Whilst publicly described, on site, as a 7th century CE construction, which the visible structure certainly was, beneath ground level lies evidence of its real origins, also part of the patrimony of the district, in the 3rd century BCE. That the foundations of the world famous monument were laid in the time of the earliest, and most famous convert, to Buddhist beliefs, Ashoka, the third Mauryan Emperor, there is little doubt.

It seems equally probable that another of the “Famous Five,” the most internationally famous of the literally hundreds of Buddhist Vihara of the region, over 400 of which lie within today’s Bangladesh, of the first millennium of Buddhist belief, also located in the Naogaon District, Jahagadal, was probably also founded in Ashoka’s time.

One centre has been partially excavated, but that site is surrounded by other mounds which, to judge by the brick, tile, and ceramic debris, that cover these neighbouring parts of what was, once, surely, a great complex. Not, perhaps, of sufficient scale to challenge the apparently greatest of all Buddhist sites in Bangladesh, the complex at Mainamati, near Comilla, in the  east  of the country. It was, however, certainly of sufficient size to earn it an international reputation.

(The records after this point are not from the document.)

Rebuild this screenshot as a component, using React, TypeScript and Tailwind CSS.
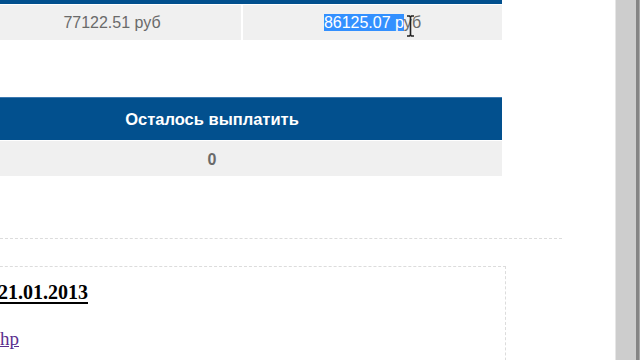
export default function App() {
    return (
        <div className="flex h-[360px] w-[640px] overflow-hidden bg-white font-['Liberation_Sans',Arial,sans-serif]">
            {/* page content, scrolled horizontally so the left edge is cut */}
            <div className="relative h-full w-[615px] overflow-hidden">
                {/* paid amounts table */}
                <div className="-ml-[17px] w-[519px]">
                    <div className="h-[4px] bg-[#02508e]" />
                    <div className="mt-[1px] flex h-[35px] gap-[2px] text-[16px] text-[#6a6a6a]">
                        <div className="flex w-[258px] items-center justify-center bg-[#f0f0f0]">77122.51 руб</div>
                        <div className="relative flex flex-1 items-center justify-center bg-[#f0f0f0]">
                            <span>
                                <span className="bg-[#3390ff] text-white">86125.07 р</span>уб
                            </span>
                            <svg className="absolute left-[163px] top-[10px]" width="9" height="22" viewBox="0 0 9 22">
                                <path d="M1 1h2.5l1 1 1-1H8M4.5 2v18M1 21h2.5l1-1 1 1H8" fill="none" stroke="#222" strokeWidth="1.6" />
                            </svg>
                        </div>
                    </div>
                </div>

                {/* remaining table */}
                <div className="-ml-[78px] mt-[57px] w-[580px]">
                    <div className="flex h-[43px] items-center justify-center border-t border-[#3b78b0] bg-[#02508e] text-[16.5px] font-bold text-white">
                        Осталось выплатить
                    </div>
                    <div className="mt-[1px] flex h-[35px] items-center justify-center bg-[#f0f0f0] pt-[3px] text-[16px] font-bold text-[#6a6a6a]">
                        0
                    </div>
                </div>

                <div className="mt-[62px] w-[562px] border-t border-dashed border-[#dcdcdc]" />

                {/* news block */}
                <div className="-ml-[40px] mt-[27px] h-[120px] w-[546px] border border-dashed border-[#dcdcdc] pt-[10px] font-['Liberation_Serif','Times_New_Roman',serif]">
                    <div className="ml-[37px] text-[20px] font-bold text-black underline underline-offset-[3px]">21.01.2013</div>
                    <div className="ml-[39px] mt-[18px] text-[19px] text-[#5b2f8f] underline">hp</div>
                </div>
            </div>

            {/* scrollbar */}
            <div className="flex h-full flex-1">
                <div className="w-[1px] bg-[#e6e6e6]" />
                <div className="w-[20px] bg-[#cdcdcd]" />
                <div className="w-[3px] bg-[#858585]" />
                <div className="flex-1 bg-[#a9a9a9]" />
            </div>
        </div>
    );
}
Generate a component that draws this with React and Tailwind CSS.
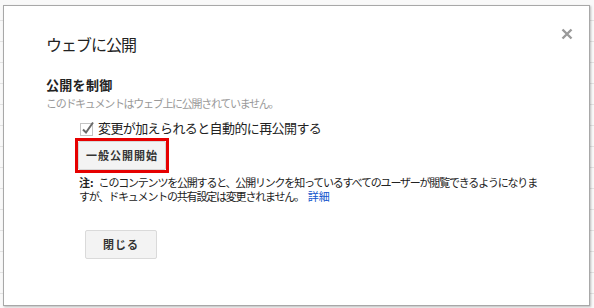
import React from "react";

const jp = { fontFamily: '"Noto Sans CJK JP", "Noto Sans", sans-serif' };

function CloseIcon() {
  return (
    <svg width="12" height="12" viewBox="0 0 12 12">
      <path d="M1.5 1.5 L10.5 10.5 M10.5 1.5 L1.5 10.5" stroke="#9a9a9a" strokeWidth="2.4" />
    </svg>
  );
}

function CheckIcon() {
  return (
    <svg width="16" height="16" viewBox="0 0 16 16">
      <rect x="1.5" y="3.5" width="12" height="12" fill="#fff" stroke="#c4c4c4" />
      <path d="M4 9.5 L7 12.5 L14 2.5" fill="none" stroke="#6a6a6a" strokeWidth="2" />
    </svg>
  );
}

export default function App() {
  return (
    <div
      style={jp}
      className="w-[594px] h-[308px] overflow-hidden bg-[#f9f9f9] bg-[repeating-linear-gradient(to_bottom,transparent_0,transparent_20px,#e3e3e3_20px,#e3e3e3_21px)] pt-[5px] pl-[3px]"
    >
      <div className="relative w-[587px] h-[301px] bg-white border border-[#a8a8a8] shadow-[1px_1px_2px_rgba(0,0,0,0.25)] pl-[42px] pt-[28px]">
        <button className="absolute top-[22px] right-[16px]">
          <CloseIcon />
        </button>

        <h2 className="text-[16px] leading-[20px] tracking-[-1px] text-[#222]">ウェブに公開</h2>

        <h3 className="mt-[23px] text-[13px] leading-[16px] font-bold text-[#222] tracking-[0.3px]">公開を制御</h3>
        <p className="mt-[3px] text-[11px] leading-[14px] tracking-[-1.3px] text-[#999]">
          このドキュメントはウェブ上に公開されていません。
        </p>

        <div className="ml-[33px]">
          <label className="mt-[10px] flex items-center gap-[3px] text-[13px] leading-[16px] tracking-[-0.6px] text-[#222]">
            <CheckIcon />
            変更が加えられると自動的に再公開する
          </label>

          <div className="mt-[2px] -ml-[4px] w-[94px] h-[35px] border-[3px] border-[#e60000] flex">
            <button className="w-full h-full bg-[#f3f3f3] border border-[#d6d6d6] rounded-[2px] text-[11px] font-bold tracking-[1px] text-[#333]">
              一般公開開始
            </button>
          </div>

          <p className="mt-[2px] w-[462px] text-[11px] leading-[14px] text-[#222]">
            <b className="mr-[5px] tracking-normal">注:</b>
            <span className="tracking-[-1.2px]">
              このコンテンツを公開すると、公開リンクを知っているすべてのユーザーが閲覧できるようになりますが、ドキュメントの共有設定は変更されません。
            </span>
            <a href="#" className="ml-[4px] tracking-normal text-[#1155cc]">詳細</a>
          </p>
        </div>

        <button className="mt-[27px] ml-[39px] w-[72px] h-[29px] bg-[#f3f3f3] border border-[#dadada] rounded-[2px] text-[11px] font-bold tracking-[1px] text-[#333]">
          閉じる
        </button>
      </div>
    </div>
  );
}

It may very well be that, when Bangladesh has sufficient resource, and the will, to invest more considerably in archaeological exploration of the rich past that holds such great fascination for tourists around the world, further evidence will emerge, even in this small district, of the works of the great Mauryan Empire.

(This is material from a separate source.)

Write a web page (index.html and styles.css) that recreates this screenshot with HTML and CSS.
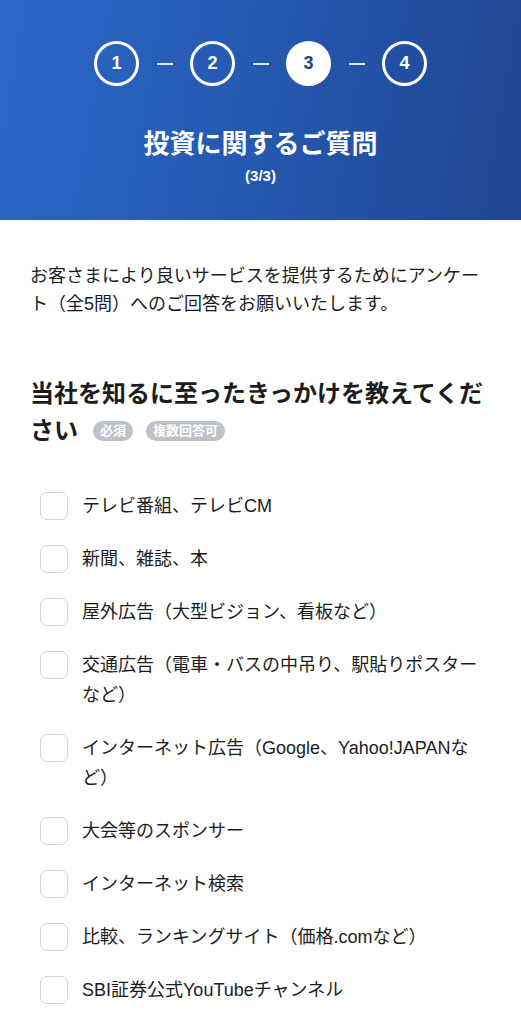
FILE: index.html
```html
<!DOCTYPE html>
<html lang="ja">
<head>
<meta charset="utf-8">
<title>投資に関するご質問</title>
<link rel="stylesheet" href="styles.css">
</head>
<body>
<header class="hero">
  <ol class="steps">
    <li class="step">1</li>
    <li class="dash"></li>
    <li class="step">2</li>
    <li class="dash"></li>
    <li class="step active">3</li>
    <li class="dash"></li>
    <li class="step">4</li>
  </ol>
  <h1 class="title">投資に関するご質問</h1>
  <p class="sub">(3/3)</p>
</header>
<main class="content">
  <p class="intro">お客さまにより良いサービスを提供するためにアンケート（全5問）へのご回答をお願いいたします。</p>
  <h2 class="question">当社を知るに至ったきっかけを教えてください<span class="tags"><span class="tag">必須</span><span class="tag">複数回答可</span></span></h2>
  <ul class="options">
    <li class="option"><span class="box"></span><span class="label">テレビ番組、テレビCM</span></li>
    <li class="option"><span class="box"></span><span class="label">新聞、雑誌、本</span></li>
    <li class="option"><span class="box"></span><span class="label">屋外広告（大型ビジョン、看板など）</span></li>
    <li class="option"><span class="box"></span><span class="label">交通広告（電車・バスの中吊り、駅貼りポスターなど）</span></li>
    <li class="option"><span class="box"></span><span class="label">インターネット広告（Google、Yahoo!JAPANなど）</span></li>
    <li class="option"><span class="box"></span><span class="label">大会等のスポンサー</span></li>
    <li class="option"><span class="box"></span><span class="label">インターネット検索</span></li>
    <li class="option"><span class="box"></span><span class="label">比較、ランキングサイト（価格.comなど）</span></li>
    <li class="option"><span class="box"></span><span class="label">SBI証券公式YouTubeチャンネル</span></li>
  </ul>
</main>
</body>
</html>
```
FILE: styles.css
```css
* { box-sizing: border-box; }
html, body { margin: 0; padding: 0; }
body {
  font-family: "Liberation Sans", "Noto Sans CJK JP", sans-serif;
  color: #1c1c1c;
  background: #fff;
  width: 521px;
}
.hero {
  background: linear-gradient(100deg, #2b68c7 0%, #2558b0 50%, #1e4590 100%);
  color: #fff;
  padding: 41px 0 34px;
  text-align: center;
}
.steps {
  list-style: none;
  margin: 0;
  padding: 0;
  display: flex;
  justify-content: center;
  align-items: center;
}
.step {
  width: 45px;
  height: 45px;
  border: 3px solid #fff;
  border-radius: 50%;
  display: flex;
  align-items: center;
  justify-content: center;
  font-size: 18px;
  font-weight: bold;
  color: #fff;
}
.step.active {
  background: #fff;
  color: #1e3f80;
}
.dash {
  width: 16px;
  height: 2px;
  background: rgba(255,255,255,0.85);
  margin: 0 17.5px;
}
.title {
  margin: 40px 0 0;
  font-size: 26px;
  line-height: 36px;
  font-weight: bold;
}
.sub {
  margin: 4px 0 0;
  font-size: 15px;
  line-height: 20px;
  font-weight: bold;
}
.content {
  padding: 42px 30px 40px;
}
.intro {
  margin: 0;
  font-size: 18px;
  line-height: 28px;
}
.question {
  margin: 57px 0 0;
  font-size: 24px;
  line-height: 37px;
  font-weight: bold;
}
.tags {
  display: inline-flex;
  gap: 13px;
  margin-left: 15px;
  vertical-align: 4px;
}
.tag {
  display: inline-flex;
  align-items: center;
  height: 20px;
  background: #bcc2ca;
  color: #fff;
  font-size: 13px;
  line-height: 1;
  font-weight: bold;
  padding: 0 7px;
  border-radius: 10px;
}
.options {
  list-style: none;
  margin: 42px 0 0;
  padding: 0 0 0 10px;
  display: flex;
  flex-direction: column;
  gap: 23px;
}
.option {
  display: flex;
  align-items: flex-start;
  gap: 14px;
}
.box {
  flex: none;
  width: 28px;
  height: 28px;
  margin-top: 1px;
  border: 1.5px solid #d3d3d3;
  border-radius: 7px;
  background: #fff;
}
.label {
  font-size: 18px;
  line-height: 30px;
}
```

The same is likely to be true of traces that may be expected of the great Gupta Empire, known as the “Golden Age” of India, a part of which spread across these lands.

The site museum at Paharpur, which contains some fine pieces of sculpture, of a quality equal to any contemporary work in Europe, from the period of the Guptas as well as Pala, sculpture that represents both Buddhist and Hindu traditions, suggests that there may well, yet, be more to find, hereabouts, of that flourishing culture.

The Pala Dynasty, that ruled extensive territories, not only across today’s lands that are Bangladesh, but across much of northern India, too, and may well have been founded hereabouts, is very evident, not only in the two “Great” vihara, but in many others, most of which have yet to be explored, but including Halud Vihar, close to Paharpur.

Interestingly, such early Islamic monuments as the famous Kasumba Mosque, bear visible witness to previous Empires, not only Pala, but, perhaps, also Sena, credited with the destruction of the Buddhist heritage.

This little gem of a mosque, built towards the end of the Sultanate period, just before the arrival of the Mughals, is clad in architectural material of black basalt, in a very early example of recycling of such materials. The architectural pieces certainly have Pala, or earlier, origins; that it was available for early Islamic building bears evidence of that, probably, Sena orgy of destruction.

Travelling the winding country roads of the district, there is scarcely a community that cannot point the visitor to some ancient site, but tangible evidence of the great Mughal dynasty may well be rare. However, three great zamindari, the palatial residences of the literal “Landholders,” who, from the Mughal period onwards, until 1947, were given the rights and responsibilities of local overlordship and revenue generation, are said to have originated from the early part of the 17th century.

Of the three, Mahadevpur, a largely neo-classical structure, evidently a 19th century “palace,” is a part of local administration accommodation, and is, as a result, probably in best repair.

Balihar, a part of which is built in evident, 19th century Mughal style, is also a former residence of a zamindar family said to have roots in the Mughal period. A curious, broad stairway, however, leading nowhere, suggests that there was, perhaps, an even greater structure that may have collapsed, like so many other in North Bengal, in the 1897 Great India earthquake.

The most picturesque ruin of the three, however, is certainly, that of Dubalhati Palace. Left in a ruinous state by the Pakistan Army, who evidently used its impressive structure for some target practice, the grand facade, very reminiscent of Buckingham Palace, in London, with residential complex behind faces across a large pond, the houses built, apparently, for the artists and musicians who provided entertainment to the “court.”

This zamindari, too, is said to have roots in the time of the early Mughal rulers in the 17th century. The history of those roots, however, also wrapped within charming legends. In 1830, Dwarkanath Tagore, the wealthy, Calcutta-based, merchant grandfather of the great poet and writer, Rabindranath Tagore, acquired the zamindari of Patisar, where the Kachanbari, probably occasionally visited by his famous grandson, as were others of the zamindari held by Dwarkanath, including at Pabna and Kushtia.

The controversially “restored” zamindar “palace” also offers, for the visitor, a glimpse of late 19th century and early 20th century life under the British Empire, the immortal, “Raj.” In Naogoan itself, characteristic, red brick buildings in a kind of 19th century Romanesque style also offer further evidence of the “Empire upon which the sun never sets.”

Five Empires in a couple of days, the very essence of the prospects for the Heritage tourist in these extraordinary lands of Bangladesh.